Monday, October 20, 2014

Why Are Black Women Dying of Breast Cancer?

Why Are Black Women Dying of Breast Cancer, Even Though More White Women Are Diagnosed?

  Founder and Spokesperson, PinkChoseMe Foundation

 Statistically, black women are more likely to die of breast cancer than white women, even though more white women are diagnosed with it. In fact, among black women, the numbers have changed very little comparatively since the Pink Ribbon campaigning started over twenty years ago. Any statistic showing a lack of progress in fighting cancer is heartbreaking, but what struck me was that besides the difference being accredited to economic issues, and a consequence of a lack of healthcare, the other culprit cited was Fear.

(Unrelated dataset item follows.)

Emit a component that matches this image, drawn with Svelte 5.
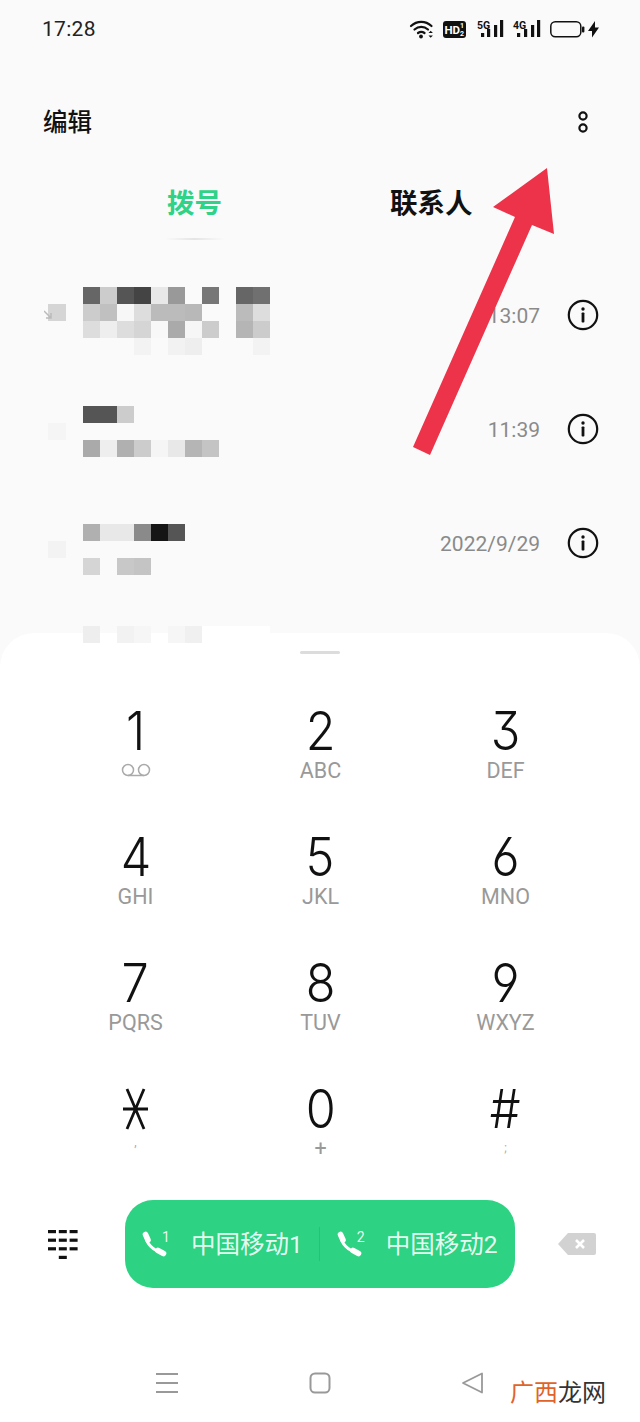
<script>
  const _ = '';
  const calls = [
    { time: '13:07', left: '#d5d5d5', tick: true, pad: 28, rows: [
      ['#666', '#ccc', '#555', '#444', '#e8e8e8', '#999', _, '#777', _, '#666', '#707070'],
      ['#ccc', '#c0c0c0', '#f7f7f7', '#ddd', '#bbb', '#bbb', '#b8b8b8', _, _, '#bbb', '#ddd'],
      ['#ddd', '#eee', '#ddd', '#d5d5d5', '#f8f8f8', '#aaa', '#f6f6f6', '#ccc', _, '#b5b5b5', '#ccc'],
      [_, _, _, '#f3f3f3', _, '#f2f2f2', '#eee', _, _, _, '#f3f3f3']
    ]},
    { time: '11:39', left: '#f5f5f5', pad: 33, rows: [
      ['#555', '#555', '#ccc'],
      [],
      ['#aaa', '#eee', '#b0b0b0', '#ccc', '#f5f5f5', '#e8e8e8', '#b5b5b5', '#c4c4c4']
    ]},
    { time: '2022/9/29', left: '#f3f3f3', pad: 37, rows: [
      ['#b0b0b0', '#e8e8e8', '#e8e8e8', '#8a8a8a', '#151515', '#555'],
      [],
      ['#d5d5d5', _, '#c8c8c8', '#c4c4c4']
    ]},
    { time: '', left: _, pad: 25, rows: [
      ['#eee', _, '#f2f2f2', '#f6f6f6', _, '#f6f6f6', '#f0f0f0', '#fff', '#fff', '#fff', '#fff']
    ]}
  ];
  const keys = [
    ['1', ''], ['2', 'ABC'], ['3', 'DEF'],
    ['4', 'GHI'], ['5', 'JKL'], ['6', 'MNO'],
    ['7', 'PQRS'], ['8', 'TUV'], ['9', 'WXYZ'],
    ['*', ','], ['0', '+'], ['#', ';']
  ];
  const sims = [['1', '中国移动1'], ['2', '中国移动2']];
  const dots = [0, 1, 2];
  const bars = [[71, 16], [77, 12], [84, 8], [90, 3]];
  const bars2 = [[107, 16], [114, 12], [121, 8], [127, 3]];
</script>

<div class="page">
  <header class="status">
    <span class="clock">17:28</span>
    <svg class="status-icons" width="190" height="24" viewBox="0 0 190 24">
      <g fill="none" stroke="#111" stroke-width="2.200" stroke-linecap="round">
        <path d="M1 9c6-5.500 14.500-5.500 20.500 0"/><path d="M4.500 12.500c4-3.500 9.500-3.500 13.500 0"/><path d="M8 16c2-1.500 4.500-1.500 6.500 0"/>
      </g>
      <circle cx="11" cy="19.500" r="1.900" fill="#111"/>
      <path d="M18.500 16l2.200-2.200 2.200 2.200zM18.500 18.500l2.200 2.200 2.200-2.200z" fill="#111"/>
      <rect x="33" y="4" width="23" height="17" rx="3" fill="#111"/>
      <text x="34.500" y="17" class="hd">HD</text>
      <text x="50" y="10.500" class="hd-small">1</text>
      <text x="50" y="19" class="hd-small">2</text>
      <text x="67" y="12" class="net">5G</text>
      <text x="103" y="12" class="net">4G</text>
      <g fill="#111">
        {#each bars as [x, y]}<rect {x} {y} width="3.200" height={20 - y}/>{/each}
        {#each bars2 as [x, y]}<rect {x} {y} width="3.200" height={20 - y}/>{/each}
      </g>
      <rect x="140.800" y="4.800" width="30" height="15" rx="4.500" fill="none" stroke="#111" stroke-width="1.500"/>
      <rect x="172" y="9.500" width="2.400" height="6" rx="1" fill="#111"/>
      <path d="M185 4l-7 10h4v6.500l7-10h-4z" fill="#111"/>
    </svg>
  </header>

  <div class="toolbar">
    <span class="edit">编辑</span>
    <svg width="14" height="28" viewBox="0 0 14 28" class="more">
      <circle cx="7" cy="8" r="3.600" fill="none" stroke="#111" stroke-width="2.200"/>
      <circle cx="7" cy="20" r="3.600" fill="none" stroke="#111" stroke-width="2.200"/>
    </svg>
  </div>

  <nav class="tabs">
    <span class="tab active">拨号</span>
    <span class="tab">联系人</span>
  </nav>

  <section class="list">
    {#each calls as call}
      <div class="row">
        <div class="mosaic" style="margin-top:{call.pad}px">
          {#each call.rows as cells, r}
            <i class="cell" style="background:{r === 1 ? call.left : 'transparent'}">
              {#if r === 1 && call.tick}<svg class="tick" width="10" height="12" viewBox="0 0 10 12"><path d="M0 3l7 7M7 5v5H2" fill="none" stroke="#bbb" stroke-width="1.500"/></svg>{/if}
            </i>
            <i class="cell"></i>
            {#each Array(11) as _x, c}
              <i class="cell" style="background:{cells[c] || 'transparent'}"></i>
            {/each}
          {/each}
        </div>
        {#if call.time}
          <span class="time">{call.time}</span>
          <svg class="info" width="32" height="32" viewBox="0 0 32 32">
            <circle cx="16" cy="16" r="14.200" fill="none" stroke="#111" stroke-width="2.200"/>
            <circle cx="16" cy="10" r="1.700" fill="#111"/>
            <rect x="14.600" y="13.500" width="2.800" height="10" rx="0.800" fill="#111"/>
          </svg>
        {/if}
      </div>
    {/each}
  </section>

  <section class="sheet">
    <div class="handle"></div>
    <div class="keypad">
      {#each keys as [digit, sub]}
        <div class="key">
          {#if digit === '*'}
            <svg class="star" width="27" height="42" viewBox="0 0 27 42" role="img" aria-label="*">
              <path d="M5 1l17 40M22 1L5 41M1 21h25" fill="none" stroke="#111" stroke-width="2.800"/>
            </svg>
          {:else}
            <span class="digit">{digit}</span>
          {/if}
          {#if digit === '1'}
            <svg class="voicemail" width="32" height="14" viewBox="0 0 32 14">
              <g fill="none" stroke="#aaa" stroke-width="1.500">
                <circle cx="8" cy="7" r="5.500"/><circle cx="24" cy="7" r="5.500"/><path d="M8 12.500h16"/>
              </g>
            </svg>
          {:else}
            <span class="sub" class:comma={sub === ','} class:semi={sub === ';'}>{sub}</span>
          {/if}
        </div>
      {/each}
    </div>

    <div class="actions">
      <svg class="dialpad" width="30" height="30" viewBox="0 0 30 30" fill="#111">
        {#each dots as y}
          {#each dots as x}
            <rect x={x * 10.800} y={y * 8.600} width="8" height="3.200"/>
          {/each}
        {/each}
        <rect x="10.800" y="25.800" width="8" height="3.200"/>
      </svg>
      <div class="call">
        {#each sims as [n, name], i}
          {#if i}<span class="divider"></span>{/if}
          <div class="sim">
            <span class="phone">
              <svg width="28" height="28" viewBox="0 0 28 28">
                <g fill="none" stroke="#fff" stroke-linecap="round">
                  <path d="M5 6c0 7 7 15 16 16" stroke-width="3"/>
                  <path d="M4.500 4.500l2.500 5.500M17 20.500l5.500 3" stroke-width="5.600"/>
                </g>
              </svg>
              <sup>{n}</sup>
            </span>
            <span class="carrier">{name}</span>
          </div>
        {/each}
      </div>
      <svg class="backspace" width="40" height="24" viewBox="0 0 40 24">
        <path d="M11 1h26a2 2 0 0 1 2 2v18a2 2 0 0 1-2 2H11L1 12z" fill="#d2d2d2"/>
        <path d="M19 8l8 8M27 8l-8 8" stroke="#fff" stroke-width="2.600"/>
      </svg>
    </div>

    <footer class="nav">
      <svg width="24" height="22" viewBox="0 0 24 22"><path d="M1 2h22M1 11h22M1 20h22" stroke="#999" stroke-width="2"/></svg>
      <svg width="24" height="24" viewBox="0 0 24 24"><rect x="2.500" y="2.500" width="19" height="19" rx="4.500" fill="none" stroke="#999" stroke-width="2"/></svg>
      <svg width="24" height="24" viewBox="0 0 24 24"><path d="M21 2.500v19L2 12z" fill="none" stroke="#999" stroke-width="1.800" stroke-linejoin="round"/></svg>
    </footer>
  </section>

  <svg class="arrow" width="640" height="480" viewBox="0 0 640 480">
    <path d="M547 168L493 207L515 217L413 447L430 455L532 225L554 234z" fill="#ec3349"/>
  </svg>
  <div class="mark"><b>广西</b>龙网</div>
</div>

<style>
  :global(body) { margin: 0; }
  .page {
    position: relative;
    width: 640px;
    height: 1422px;
    overflow: hidden;
    background: #fafafa;
    font-family: Roboto, "Noto Sans CJK SC", sans-serif;
    color: #111;
  }
  .status {
    height: 58px;
    display: flex;
    justify-content: space-between;
    align-items: center;
    padding: 0 40px 0 42px;
    box-sizing: border-box;
  }
  .clock { font-size: 21px; color: #222; letter-spacing: .3px; }
  .status-icons { overflow: visible; }
  .hd { font: 700 11.500px Roboto, sans-serif; fill: #fff; }
  .hd-small { font: 700 7px Roboto, sans-serif; fill: #fff; }
  .net { font: 700 10.500px Roboto, sans-serif; fill: #111; }
  .toolbar {
    height: 70px;
    margin-top: 29px;
    display: flex;
    justify-content: space-between;
    align-items: center;
    padding: 0 50px 0 43px;
    box-sizing: border-box;
  }
  .edit { font-size: 24.500px; font-weight: 500; margin-top: -4px; }
  .tabs { height: 102px; position: relative; }
  .tab {
    position: absolute;
    top: 27px;
    font-size: 27.500px;
    line-height: 40px;
    font-weight: 700;
    left: 390px;
    white-space: nowrap;
  }
  .tab.active {
    left: 167px;
    color: #2fd286;
    height: 56px;
  }
  .tab.active::after {
    content: '';
    position: absolute;
    left: -2px;
    right: -2px;
    bottom: 0;
    height: 2px;
    background: linear-gradient(90deg, #fafafa, #e4e4e4, #fafafa);
  }
  .list { height: 374px; position: relative; z-index: 2; }
  .row {
    height: 114px;
    display: flex;
    align-items: flex-start;
    padding-left: 48px;
    position: relative;
  }
  .mosaic {
    display: grid;
    grid-template-columns: 18px repeat(12, 17px);
    grid-auto-rows: 17px;
  }
  .cell { display: block; position: relative; }
  .tick { position: absolute; left: -4px; top: 4px; }
  .time {
    position: absolute;
    right: 100px;
    top: 44px;
    font-size: 21px;
    line-height: 26px;
    color: #8a8a8a;
  }
  .info { position: absolute; left: 567px; top: 40px; }
  .sheet {
    background: #fff;
    border-radius: 34px 34px 0 0;
    height: 789px;
    position: relative;
  }
  .handle {
    position: absolute;
    left: 300px;
    top: 18px;
    width: 40px;
    height: 3px;
    border-radius: 2px;
    background: #dcdcdc;
  }
  .keypad {
    padding: 69px 50px 0 43px;
    display: grid;
    grid-template-columns: repeat(3, 185px);
    grid-auto-rows: 126px;
    justify-items: center;
    height: 504px;
  }
  .key { display: flex; flex-direction: column; align-items: center; width: 100%; }
  .digit {
    font-family: Inter, Roboto, sans-serif;
    font-feature-settings: "cv03", "cv04", "cv09";
    font-size: 54px;
    font-weight: 300;
    line-height: 50px;
    height: 50px;
    margin-top: 4px;
    color: #111;
    transform: scaleX(.9);
  }
  .star { margin-top: 8px; margin-bottom: 4px; }
  .sub {
    font-size: 21.500px;
    line-height: 24px;
    margin-top: 3px;
    color: #999;
  }
  .sub.comma { font-size: 12px; line-height: 16px; margin-top: 0; color: #aaa; }
  .sub.semi { font-size: 12px; line-height: 16px; margin-top: 6px; color: #aaa; }
  .voicemail { margin-top: 7px; }
  .actions {
    display: flex;
    align-items: center;
    height: 88px;
    padding-left: 48px;
    margin-top: -6px;
  }
  .dialpad { margin-right: 47px; margin-top: 1px; }
  .call {
    width: 390px;
    height: 88px;
    border-radius: 28px;
    background: #2dd283;
    display: flex;
    align-items: center;
    padding-left: 16px;
    box-sizing: border-box;
    color: rgba(255, 255, 255, .9);
  }
  .sim { display: flex; align-items: center; }
  .phone { position: relative; width: 50px; height: 28px; display: block; }
  .phone sup {
    position: absolute;
    left: 21px;
    top: -1px;
    font-size: 14px;
    line-height: 16px;
  }
  .carrier { font-size: 24.500px; line-height: 30px; white-space: nowrap; margin-top: 1px; }
  .divider {
    width: 1px;
    height: 34px;
    background: rgba(0, 0, 0, .08);
    margin: 0 16px 0 16px;
  }
  .backspace { margin-left: 42px; }
  .nav {
    position: absolute;
    left: 155px;
    top: 738px;
    width: 330px;
    display: flex;
    justify-content: space-between;
    align-items: center;
  }
  .arrow { position: absolute; left: 0; top: 0; z-index: 3; pointer-events: none; }
  .mark {
    position: absolute;
    left: 510px;
    top: 1376px;
    font-size: 24px;
    line-height: 34px;
    color: #333;
    z-index: 3;
  }
  .mark b { font-weight: 400; color: #e0642a; }
</style>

Women are dying of breast cancer because they are too afraid to even get tested.
In my work for breast cancer awareness, I speak with women of all nationalities, and they've confirmed these sentiments, and even expressed that fear leads them to take less appropriate treatments. The intensity of treatments, as well as the consequences of them (e.g. worrying about losing a sense of femininity because of the physical ramifications,) are too daunting to stomach for some. This means that not only are many dying from not getting tested, they are risking their lives because they're not seeking the most appropriate treatment options. What this is saying to me is that fear is paralyzing women. Fear is killing women.
I was one of the youngest black women to be diagnosed Her2positive in the state of NY, believe me when I tell you that I am no stranger to that fear. I was away from home, hitting the comedy circuit in LA. It was a time when my main concerns were hitting my "big break" as a comedian, and being young. A bump on my breast was the last thing I should have been thinking about, but it showed up, and it wouldn't change, it didn't itch, it wouldn't go away; and the gnawing sensation I got from it wouldn't either. I called my doctor in NY and went into detail about it with him. He told me, "Give it a couple of days" and, "We can discuss -- if it's still there later." He wasn't being dismissive; he just didn't think a woman my age was at risk of breast cancer.